I have a question whether I'm doing this correctly. To be more precise, my question is why is this correct. I'm taking this from an oxford lecture so I assume it isn't wrong, but I would derive it differently.

The equations:

We have equation for states: $$s_t = \theta_s\phi(s_{t-1})+\theta_x x_t$$

Where $\theta_s$ is the weight associated with $s$ the states, $\theta_x$ is the weight associated with $x$ our input, and $\phi$ is some differentiable function.
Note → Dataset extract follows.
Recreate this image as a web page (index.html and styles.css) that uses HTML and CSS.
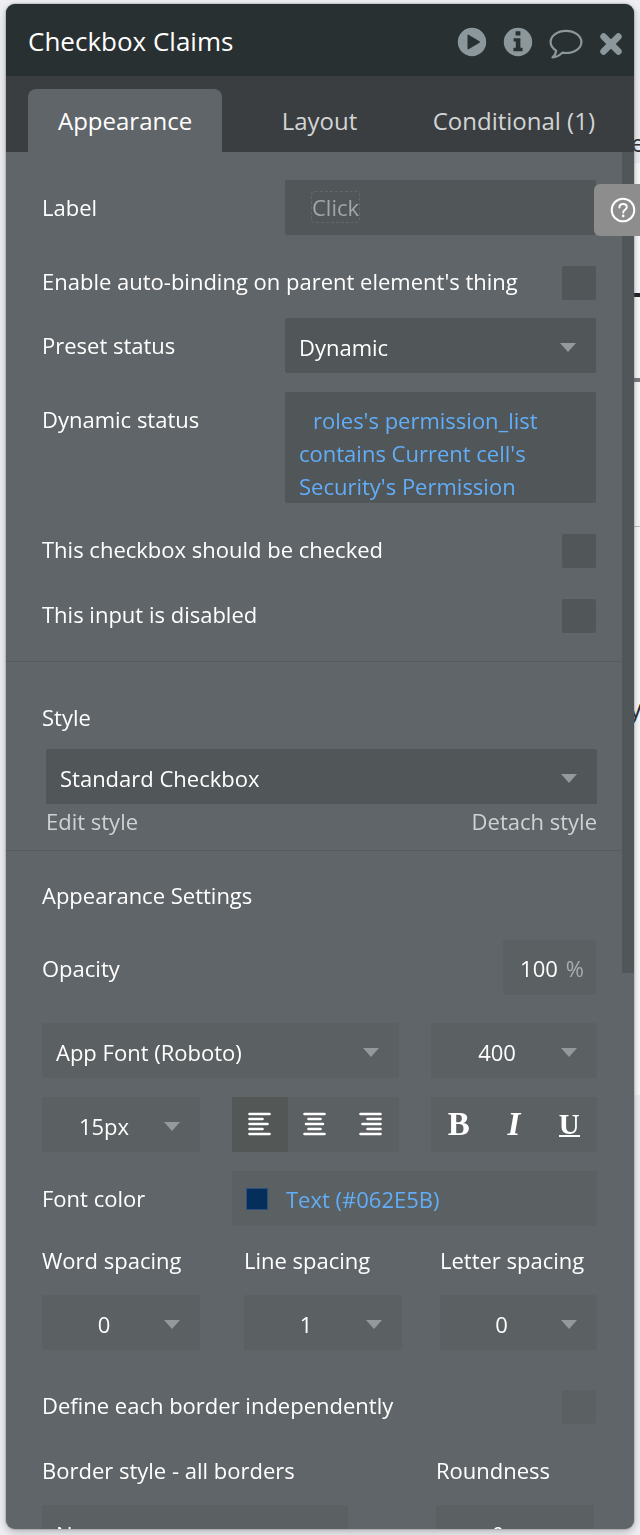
FILE: index.html
```
<!DOCTYPE html>
<html lang="en">
<head>
<meta charset="utf-8">
<meta name="viewport" content="width=device-width, initial-scale=1">
<title>Checkbox Claims</title>
<link rel="stylesheet" href="styles.css">
</head>
<body>
<main class="canvas">
  <div class="canvas-head">e</div>
  <div class="canvas-row strong"></div>
  <div class="canvas-row medium"></div>
  <div class="canvas-row thin"></div>
  <div class="canvas-text">y</div>
</main>

<aside class="panel">
  <header class="panel-head">
    <h1 class="title">Checkbox Claims</h1>
    <button class="icon-btn" type="button" aria-label="Preview">
      <svg width="30" height="30" viewBox="0 0 30 30"><circle cx="15" cy="15" r="14.2" fill="currentColor"/><path d="M10.500 8.200v13.600c0 .6.5.8 1 .5l11-6.500c.6-.4.6-1.100 0-1.500l-11-6.600c-.5-.3-1-.1-1 .5z" fill="#293031"/></svg>
    </button>
    <button class="icon-btn" type="button" aria-label="Information">
      <svg width="30" height="30" viewBox="0 0 30 30"><circle cx="15" cy="15" r="14.2" fill="currentColor"/><path d="M12.600 4.200h4.800v4.200h-4.800zM10.600 11.200h6.800v9.600h2.200v3.400h-9.200v-3.400h2.400v-6.200h-2.200z" fill="#293031"/></svg>
    </button>
    <button class="icon-btn comment" type="button" aria-label="Comment">
      <svg width="34" height="30" viewBox="0 0 34 30" fill="none" stroke="currentColor" stroke-width="2.2" stroke-linejoin="round"><path d="M17 1.800c8.500 0 15.400 5 15.400 11.200S25.500 24 17 24c-1.300 0-2.500-.1-3.700-.3-2.500 2.400-5.700 4.400-9.900 4.800 1.900-1.600 3.500-4.300 3.800-6.900C3.800 19.500 1.600 16.400 1.600 13 1.600 6.800 8.500 1.800 17 1.800z"/></svg>
    </button>
    <button class="icon-btn close" type="button" aria-label="Close">
      <svg width="24" height="24" viewBox="0 0 24 24" stroke="currentColor" stroke-width="6.600" stroke-linecap="round"><path d="M4.600 4.600l14.800 14.800M19.400 4.600L4.600 19.400"/></svg>
    </button>
  </header>

  <nav class="tabs">
    <button class="tab active" type="button">Appearance</button>
    <button class="tab" type="button">Layout</button>
    <button class="tab" type="button">Conditional (1)</button>
  </nav>

  <div class="panel-view">
    <form class="panel-body">
      <section class="section general">
        <div class="row">
          <span class="caption" id="label-caption">Label</span>
          <button class="control composer" type="button" aria-labelledby="label-caption"><span class="chip">Click</span></button>
        </div>
        <div class="check-row">
          <label for="autobind">Enable auto-binding on parent element's thing</label>
          <input class="check" id="autobind" type="checkbox">
        </div>
        <div class="row">
          <label class="caption" for="preset">Preset status</label>
          <span class="select"><select class="control" id="preset"><option>Dynamic</option></select></span>
        </div>
        <div class="row">
          <span class="caption" id="dynamic-caption">Dynamic status</span>
          <button class="control expression" type="button" aria-labelledby="dynamic-caption">roles's permission_list contains Current cell's Security's Permission</button>
        </div>
        <div class="check-row">
          <label for="checked">This checkbox should be checked</label>
          <input class="check" id="checked" type="checkbox">
        </div>
        <div class="check-row">
          <label for="disabled">This input is disabled</label>
          <input class="check" id="disabled" type="checkbox">
        </div>
      </section>

      <section class="section style">
        <label class="line" for="style">Style</label>
        <div class="style-box">
          <span class="select"><select class="control" id="style"><option>Standard Checkbox</option></select></span>
          <div class="style-links">
            <a href="#edit">Edit style</a>
            <a href="#detach">Detach style</a>
          </div>
        </div>
      </section>

      <section class="section soft settings">
        <h2 class="line">Appearance Settings</h2>
        <div class="opacity-row">
          <label for="opacity">Opacity</label>
          <span class="control percent"><input id="opacity" type="text" value="100"><span class="unit">%</span></span>
        </div>
        <div class="font-grid">
          <span class="select wide"><select class="control" aria-label="Font family"><option>App Font (Roboto)</option></select></span>
          <span class="select"><select class="control centered" aria-label="Font weight"><option>400</option></select></span>

          <span class="select"><select class="control centered" aria-label="Font size"><option>15px</option></select></span>
          <div class="group">
            <button class="tool on" type="button" aria-label="Align left"><svg width="24" height="26" viewBox="0 0 24 26"><path d="M1.500 2h20M1.500 7h13M1.500 12h18M1.500 17h13M1.500 22h20"/></svg></button>
            <button class="tool" type="button" aria-label="Align center"><svg width="24" height="26" viewBox="0 0 24 26"><path d="M1.500 2h20M5.500 7h12M3 12h17M5.500 17h12M1.500 22h20"/></svg></button>
            <button class="tool" type="button" aria-label="Align right"><svg width="24" height="26" viewBox="0 0 24 26"><path d="M1.500 2h20M8.500 7h13M3.500 12h18M8.500 17h13M1.500 22h20"/></svg></button>
          </div>
          <div class="group letters">
            <button class="tool" type="button" aria-label="Bold">B</button>
            <button class="tool italic" type="button" aria-label="Italic">I</button>
            <button class="tool" type="button" aria-label="Underline"><span class="under">U</span></button>
          </div>

          <span class="caption" id="color-caption">Font color</span>
          <button class="control color wide" type="button" aria-labelledby="color-caption"><span class="swatch"></span>Text (#062E5B)</button>
        </div>

        <div class="spacing-grid">
          <div class="field">
            <label class="line" for="word">Word spacing</label>
            <span class="select"><select class="control centered" id="word"><option>0</option></select></span>
          </div>
          <div class="field">
            <label class="line" for="linesp">Line spacing</label>
            <span class="select"><select class="control centered" id="linesp"><option>1</option></select></span>
          </div>
          <div class="field">
            <label class="line" for="letter">Letter spacing</label>
            <span class="select"><select class="control centered" id="letter"><option>0</option></select></span>
          </div>
        </div>

        <div class="check-row borders">
          <label for="borders">Define each border independently</label>
          <input class="check" id="borders" type="checkbox">
        </div>

        <div class="border-grid">
          <div class="field">
            <label class="line" for="bstyle">Border style - all borders</label>
            <span class="select"><select class="control" id="bstyle"><option>None</option></select></span>
          </div>
          <div class="field">
            <label class="line" for="round">Roundness</label>
            <span class="select"><select class="control centered" id="round"><option>0</option></select></span>
          </div>
        </div>
      </section>
    </form>
    <div class="thumb"></div>
  </div>
</aside>

<button class="help" type="button" aria-label="Help">
  <svg width="26" height="26" viewBox="0 0 26 26" fill="none" stroke="#fff" stroke-width="2" stroke-linecap="round" stroke-linejoin="round"><circle cx="13" cy="13" r="11.300"/><path d="M9.400 10.600c0-2.200 1.500-3.500 3.700-3.500s3.700 1.400 3.700 3.200c0 2.300-3.600 2.600-3.600 5.100"/><path d="M13.200 18.900v.2" stroke-width="2.600"/></svg>
</button>
</body>
</html>
```
FILE: styles.css
```
* { box-sizing: border-box; }

body {
  margin: 0;
  height: 100vh;
  overflow: hidden;
  background: #efeff3;
  color: #fff;
  font: 22px/30px "Open Sans", "Noto Sans", sans-serif;
}

button, input, select {
  margin: 0;
  border: 0;
  padding: 0;
  background: none;
  color: inherit;
  font: inherit;
}

h1, h2 { margin: 0; font-weight: 400; }

/* Page lying behind the floating panel */
.canvas { margin-left: 12px; color: #2b2d33; overflow: hidden; }
.canvas-head { height: 163px; padding: 128px 0 0 619px; font-size: 24px; }
.canvas-row { background: #fafafa; }
.strong { height: 134px; border-bottom: 4px solid #25262a; }
.medium { height: 85px; border-bottom: 4px solid #7c7c7e; }
.thin { height: 145px; border-bottom: 1px solid #c4c4c4; }
.canvas-text { height: 568px; padding: 166px 0 0 617px; background: #fafafa; font-size: 26px; }

.panel {
  position: fixed;
  inset: 4px 6px 6px 6px;
  display: flex;
  flex-direction: column;
  overflow: hidden;
  border-radius: 9px;
  background: #606569;
  box-shadow: 0 0 2px #6c7275, 0 3px 8px rgba(0, 0, 0, .25);
}

.panel-head {
  display: flex;
  align-items: center;
  flex: none;
  height: 72px;
  padding: 4px 11px 0 22px;
  background: #293031;
  gap: 16px;
}
.title { flex: 1; padding-bottom: 2px; font-size: 26px; line-height: 32px; }
.icon-btn { display: grid; place-items: center; color: #8b979b; }
.icon-btn svg { display: block; }
.comment, .close { padding-top: 4px; }

.tabs {
  display: flex;
  justify-content: space-between;
  flex: none;
  height: 76px;
  padding: 13px 9px 0 22px;
  background: #3a3e40;
}
.tab { padding: 0 30px; border-radius: 8px 8px 0 0; color: #d2d4d5; font-size: 24px; }
.tab:last-child { padding-left: 16px; }
.tabs .active { background: #606569; color: #fff; }

.panel-view { position: relative; flex: 1; min-height: 0; }
.panel-body { height: 100%; overflow-y: auto; scrollbar-width: none; }
.thumb { position: absolute; top: 0; right: 0; width: 12px; height: 59.6%; background: #515658; }

.section { padding: 28px 37px 28px 36px; --control: #515658; }
.section + .section { border-top: 1px solid #565b5e; }
.soft { --control: #5b6062; }
.line { display: block; font-size: 22px; line-height: 30px; }

.control {
  display: block;
  width: 100%;
  height: 55px;
  padding: 0 14px;
  border-radius: 2px;
  background: var(--control);
  text-align: left;
}

.select { display: grid; align-items: center; }
.select > select { grid-area: 1 / 1; appearance: none; padding: 3px 50px 0 14px; }
.select > .centered { padding: 3px 42px 0 8px; text-align-last: center; }
.select::after {
  content: "";
  grid-area: 1 / 1;
  justify-self: end;
  width: 16px;
  height: 9px;
  margin: 4px 20px 0 0;
  background: #94999c;
  clip-path: polygon(0 0, 100% 0, 50% 100%);
  pointer-events: none;
}

.check {
  flex: none;
  appearance: none;
  width: 34px;
  height: 34px;
  border-radius: 2px;
  background: var(--control);
}
.check-row { display: flex; justify-content: space-between; padding-top: 13px; }

.general { display: flex; flex-direction: column; gap: 18px; padding-right: 38px; }
.row { display: grid; grid-template-columns: 243fr 311fr; }
.row + .row { padding-top: 1px; }
.caption { line-height: 55px; }
.composer { padding: 0 14px 2px 26px; color: #a3a6a7; }
.chip { display: inline-block; border: 1px dashed #63686a; border-radius: 4px; }
.general .expression {
  height: auto;
  padding: 12px 14px 0;
  color: #62adf8;
  line-height: 33px;
  text-indent: 14px;
}

.style { padding-top: 40px; padding-bottom: 12px; }
.style-box { padding: 17px 0 0 4px; }
.style-links { display: flex; justify-content: space-between; line-height: 34px; }
.style-links a { color: #cfd2d3; text-decoration: none; }

.settings { padding-top: 29px; }
.opacity-row {
  display: flex;
  align-items: center;
  justify-content: space-between;
  margin: 30px 0 28px;
  padding-right: 1px;
}
.percent { display: flex; align-items: center; gap: 8px; width: 93px; padding: 0 12px; }
.percent input { width: 100%; min-width: 0; text-align: right; }
.unit { color: #a9adaf; }

.font-grid { display: grid; grid-template-columns: 158fr 167fr 166fr; gap: 19px 32px; }
.wide { grid-column: span 2; }
.group { display: grid; grid-template-columns: repeat(3, 1fr); height: 55px; background: var(--control); }
.tool { display: grid; place-items: center; }
.tool svg { fill: none; stroke: #fff; stroke-width: 2.6; stroke-linecap: round; }
.on { background: #535857; }
.letters { font: bold 33px/33px "Liberation Serif", serif; }
.italic { font-style: italic; }
.under { border-bottom: 2px solid #fff; font-size: 29px; line-height: 22px; }
.color { display: flex; align-items: center; gap: 18px; color: #62adf8; }
.swatch { width: 22px; height: 22px; border: 1px solid #2c4f80; background: #062e5b; }

.field { display: grid; gap: 20px; }
.spacing-grid { display: grid; grid-template-columns: 202fr 196fr 157fr; margin-top: 19px; }
.spacing-grid .field { max-width: 158px; }
.borders { margin-top: 27px; padding-right: 1px; }
.border-grid { display: grid; grid-template-columns: 306fr 158fr; gap: 88px; margin-top: 31px; padding-right: 3px; }

.help {
  position: fixed;
  top: 184px;
  right: 0;
  display: grid;
  place-items: center;
  width: 46px;
  height: 52px;
  padding-left: 12px;
  border-radius: 6px 0 0 6px;
  background: #8d8d8d;
}
```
We also have an equation for the output of the machine $$y_t = \theta_y\phi(s_t)$$

Furthermore we have error functions for each time step:

$E_t = \frac{1}{2}(y_t-x_t)^2$ and a total error function: $E = \sum_{t=1}^{n}E_t$

So it's fairly simple. we have inputs and we want our outputs to be similar. Our outputs are dependent on states, and the states are a function of the previous state and current input.

The derivative:

I want to find $$\frac{\partial}{\partial \theta_s}E = \sum_{t=1}^{n}\frac{\partial}{\partial \theta_s}E_t$$

From chain rule (according to the lecture), $$\frac{\partial}{\partial \theta_s}E_t = \frac{\partial E_t}{\partial y_t}\frac{\partial y_t}{\partial s_t}\sum_{k=1}^{t}\frac{\partial s_t}{\partial s_k}\frac{\partial s_k}{\partial \theta_s}$$

My question is why this is true

Why not $$\frac{\partial}{\partial \theta_s}E_t = \frac{\partial E_t}{\partial y_t} \frac{\partial y_t}{\partial s_t} \frac{\partial s_1}{\partial \theta_s} \prod_{k=2}^{t}\frac{\partial s_k}{\partial s_{k-1}}$$

It seems like there are many other ways to represent this derivative with chain rule. are they all equal? Why is the form the professor chose correct? and not what i proposed?